-By Rich Miller
It has already started! Every year about this time it starts happening, but this year it is happening earlier than I can ever remember. Some experts say that it is the increasing amount of light in a day and others say that it is the warm weather that gets them started. I don’t know which of these is correct or if both of them are, but I really don’t care as long as these long-bearded, gobbling monarchs do their thing every spring.
When I checked one of my cameras yesterday I had pictures from last weekend of turkeys strutting. It was the first time this year that I have seen them strut. It happened when the temperature got into the upper sixties. It went on for about a week until the temperature dropped again. This is getting my anticipation of turkey season started and it is going to be that way until the season opens on April 1st.
We have turkeys on our property almost year-round but this time of year it seems like there are more turkeys than normal that show up. Although we have food plots in place throughout the entire year, when these turkeys show up we start pouring feed for them. If they can’t find the things they need on our place they will move until they find it somewhere else. They have to be here during the hunting season for us to have a chance to kill them.
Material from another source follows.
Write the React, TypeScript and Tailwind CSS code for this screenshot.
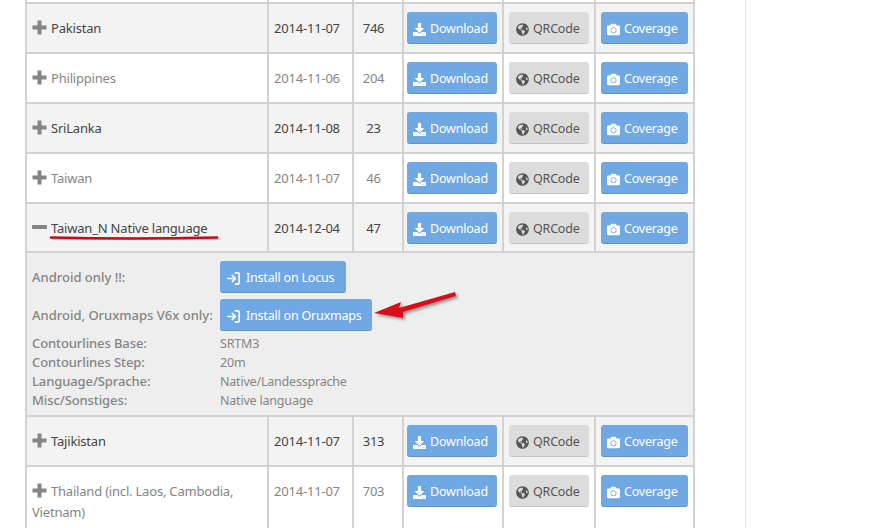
import React from "react";
import { FaCamera, FaDownload, FaGlobeAmericas } from "react-icons/fa";
import { LogIn } from "lucide-react";

const rows = [
  { name: "Pakistan", date: "2014-11-07", count: "746" },
  { name: "Philippines", date: "2014-11-06", count: "204" },
  { name: "SriLanka", date: "2014-11-08", count: "23" },
  { name: "Taiwan", date: "2014-11-07", count: "46" },
];

const rowsAfter = [
  { name: "Tajikistan", date: "2014-11-07", count: "313" },
  { name: "Thailand (incl. Laos, Cambodia, Vietnam)", date: "2014-11-07", count: "703" },
];

const info = [
  ["Contourlines Base:", "SRTM3"],
  ["Contourlines Step:", "20m"],
  ["Language/Sprache:", "Native/Landessprache"],
  ["Misc/Sonstiges:", "Native language"],
];

const cell = "border-2 border-[#d2d2d2] align-top";
const btn = "flex items-center gap-[4px] h-8 pt-[3px] rounded-[3px] border-b text-[12.5px] tracking-[-0.2px]";

function Toggle({ open }: { open?: boolean }) {
  return (
    <svg className="inline-block mr-1 -mt-[5px] align-middle" width="15" height="15" viewBox="0 0 15 15" fill="#858585">
      {open ? (
        <rect x="0" y="5" width="15" height="4" rx="1" />
      ) : (
        <path d="M5.5 0.5h4v5h5v4h-5v5h-4v-5h-5v-4h5z" />
      )}
    </svg>
  );
}

function Row({ name, date, count, dark, open, h = "h-[50px]" }: { name: string; date: string; count: string; dark: boolean; open?: boolean; h?: string }) {
  return (
    <tr className={dark ? "bg-[#f3f3f3] text-[#444]" : "bg-white text-[#858585]"}>
      <td className={`${cell} pl-[5px] pr-1 pt-[14px] pb-[5px] leading-[21px]`}>
        <Toggle open={open} />
        {name}
      </td>
      <td className={`${cell} pl-[5px] pt-[15px] ${h}`}>{date}</td>
      <td className={`${cell} text-center pt-[15px] pr-[9px]`}>{count}</td>
      <td className={`${cell} pt-[8px]`}>
        <a className={`${btn} ml-[3px] pl-[6px] w-[90px] bg-[#70a8e4] border-[#5f92c9] text-white`}>
          <FaDownload className="w-[13px] h-[13px]" />
          Download
        </a>
      </td>
      <td className={`${cell} pt-[8px]`}>
        <a className={`${btn} ml-[5px] pl-[7px] w-[80px] bg-[#dcdcdc] border-[#c4c4c4] text-[#555]`}>
          <FaGlobeAmericas className="w-[13px] h-[13px]" />
          QRCode
        </a>
      </td>
      <td className={`${cell} pt-[8px]`}>
        <a className={`${btn} ml-[5px] pl-[6px] w-[87px] bg-[#70a8e4] border-[#5f92c9] text-white`}>
          <FaCamera className="w-[13px] h-[13px]" />
          Coverage
        </a>
      </td>
    </tr>
  );
}

function InstallButton({ label, width }: { label: string; width: string }) {
  return (
    <a className={`${btn} !gap-[5px] pl-[6px] bg-[#70a8e4] border-[#5f92c9] text-white font-normal ${width}`}>
      <LogIn className="w-[15px] h-[15px]" strokeWidth={2.5} />
      {label}
    </a>
  );
}

export default function App() {
  return (
    <div className="relative h-[528px] overflow-hidden bg-white font-['Noto_Sans','Open_Sans',sans-serif] text-[13px] tracking-[-0.2px]">
      <div className="w-[746px] pl-[25px] border-r border-[#e3e3e3] h-[528px]">
        <table className="table-fixed border-collapse w-[668px]">
          <colgroup>
            <col className="w-[242px]" />
            <col className="w-[85px]" />
            <col className="w-[50px]" />
            <col className="w-[100px]" />
            <col className="w-[92px]" />
            <col className="w-[99px]" />
          </colgroup>
          <tbody>
            <tr className="h-[3px]">
              {[0, 1, 2, 3, 4, 5].map((i) => (
                <td key={i} className="border-x-2 border-[#d2d2d2]" />
              ))}
            </tr>
            {rows.map((r, i) => (
              <Row key={r.name} {...r} dark={i % 2 === 0} />
            ))}
            <Row name="Taiwan_N Native language" date="2014-12-04" count="47" dark open h="h-[49px]" />
            <tr className="bg-[#eeeeee] text-[#858585]">
              <td colSpan={6} className="border-2 border-[#d2d2d2] pl-[5px] pt-2 pb-[5px] h-[163px] align-top">
                <div className="grid grid-cols-[188px_1fr] items-center gap-y-[6px] font-medium tracking-normal">
                  <span className="pt-[2px]">Android only !!:</span>
                  <InstallButton label="Install on Locus" width="w-[126px]" />
                  <span className="pt-[2px]">Android, Oruxmaps V6x only:</span>
                  <InstallButton label="Install on Oruxmaps" width="w-[152px]" />
                </div>
                <div className="grid grid-cols-[188px_1fr] mt-[3px] leading-[19px]">
                  {info.map(([k, v]) => (
                    <React.Fragment key={k}>
                      <span className="font-medium tracking-[-0.1px]">{k}</span>
                      <span className="text-[12.5px]">{v}</span>
                    </React.Fragment>
                  ))}
                </div>
              </td>
            </tr>
            {rowsAfter.map((r, i) => (
              <Row key={r.name} {...r} dark={i % 2 === 0} />
            ))}
          </tbody>
        </table>
      </div>
      {/* red marker annotations */}
      <svg className="absolute left-0 top-0 pointer-events-none" width="893" height="528" fill="none">
        <defs>
          <filter id="s" x="-20%" y="-100%" width="140%" height="300%">
            <feDropShadow dx="2" dy="2" stdDeviation="1.5" floodColor="#000" floodOpacity="0.4" />
          </filter>
        </defs>
        <path d="M51 237.5 Q130 239.5 217 237.5" stroke="#c0101a" strokeWidth="2.5" strokeLinecap="round" filter="url(#s)" />
        <path d="M374 313 L401 302 L399 308 L455 292 L456 296 L403 312 L403 318 Z" fill="#d8101c" filter="url(#s)" />
      </svg>
    </div>
  );
}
To get the feed on the ground, we start bush hogging any standing corn or sunflowers leftover from this past fall. In the areas that that I am not fortunate enough to have these leftovers, I mix sunflowers with corn in my programmable game feeders. With the price of feed going up everyday it pays to use these feeders so that you can regulate the amount of feed you are putting out instead of just pouring it out on the ground. I promise you that a flock of turkeys will eat your feed as fast as you can pour it out. Another trick I use is that if I have an area that I am planning on planting a summer food plot in, I will go ahead and plow it up. Turkeys love scratching in these plowed areas and they will use it at all times during the day. The hens will be wherever the food is, and if the hens are there you know the gobblers will not be far away.